L'inferno carcerario non è una novità. La galera come apprendistato alla malavita, nemmeno. E così, le lobby del potere che si prolungano all'interno delle mura, riproducendole, amplificandole; e con loro tutte le regole della sopraffazione. Il marcio che filtra, esasperandosi, dall'esterno. La fine dell'illusione (è il tema portante del film) di un male che si riesca a confinare all'interno delle migliori intenzioni; per preservare il bene che continuerebbe ad esistere al di fuori. Lo spazio occupato da UN PROPHETE è una sorta di dilagante terra di nessuno: incerta fra la normalità e il crimine, il realismo e la fantasticheria, la realtà della mortificazione e la lusinga del sogno.

Jacques Audiard è un cineasta in continuo affinamento: da REGARDE LES HOMMES TOMBER a DE BATTRE MON COEUR S'EST ARRETE' si sta affermando come il più continuo del cinema francese, fatto salvo un grande vecchio come Alain Resnais. E si fatica a trovare, ad eccezione di LA GRAINE ET LE MULET di Kechiche e, forse, della LADY CHATTERLEY di Pascale Ferran, un film dell'ultimo decennio in Francia altrettanto significativo di questo suo ultimo.   

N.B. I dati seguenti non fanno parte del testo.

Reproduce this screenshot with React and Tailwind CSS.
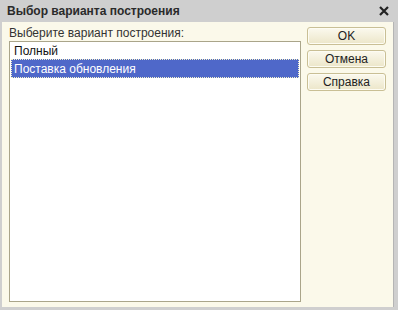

Un veterano dalla presenza dirompente, Niels Arestrup, lo aiuta a costruire Luciani, un padrino impressionante della cosca corsa da fare invidia a quelli di Coppola, maestro nella mortificazione dell'individuo come nella manipolazione gerarchica del potere. Ma è il formidabile esordiente Tarar Rahim, il giovane arabo dal viso pulito, il piccolo delinquente che all'interno imparerà di tutto, a cominciare dall'alfabeto, l'anima portante di un discorso che acquisterà progressivamente la credibilità del proprio protagonista. Credibilità psicologica, sociologica, morale che finisce per superare la pure efficacissima ricostruzione (negli spazi, le tinte, i suoni, le musiche) di un territorio già esplorato.

Nel mosaico vertiginoso delle lingue (il francese, il dialetto corso, l'arabo; la presenza degli italiani e dei gitani) è con un microcosmo esistenziale esasperato ma esemplare che il giovane Malik si confronta. Non tanto nell'accettazione passiva, in un certo senso saggia delle regole imposte dalla violenza: quanto nell'acquisizione di uno statuto attraverso l'educazione e la cultura. Un apprendimento che gli avrà permesso di emanciparsi dal maghrebino analfabeta dai cinque euro nascosti nella suola di sei anni prima: ma per farsi caid di un'altra violenza, quella del profitto.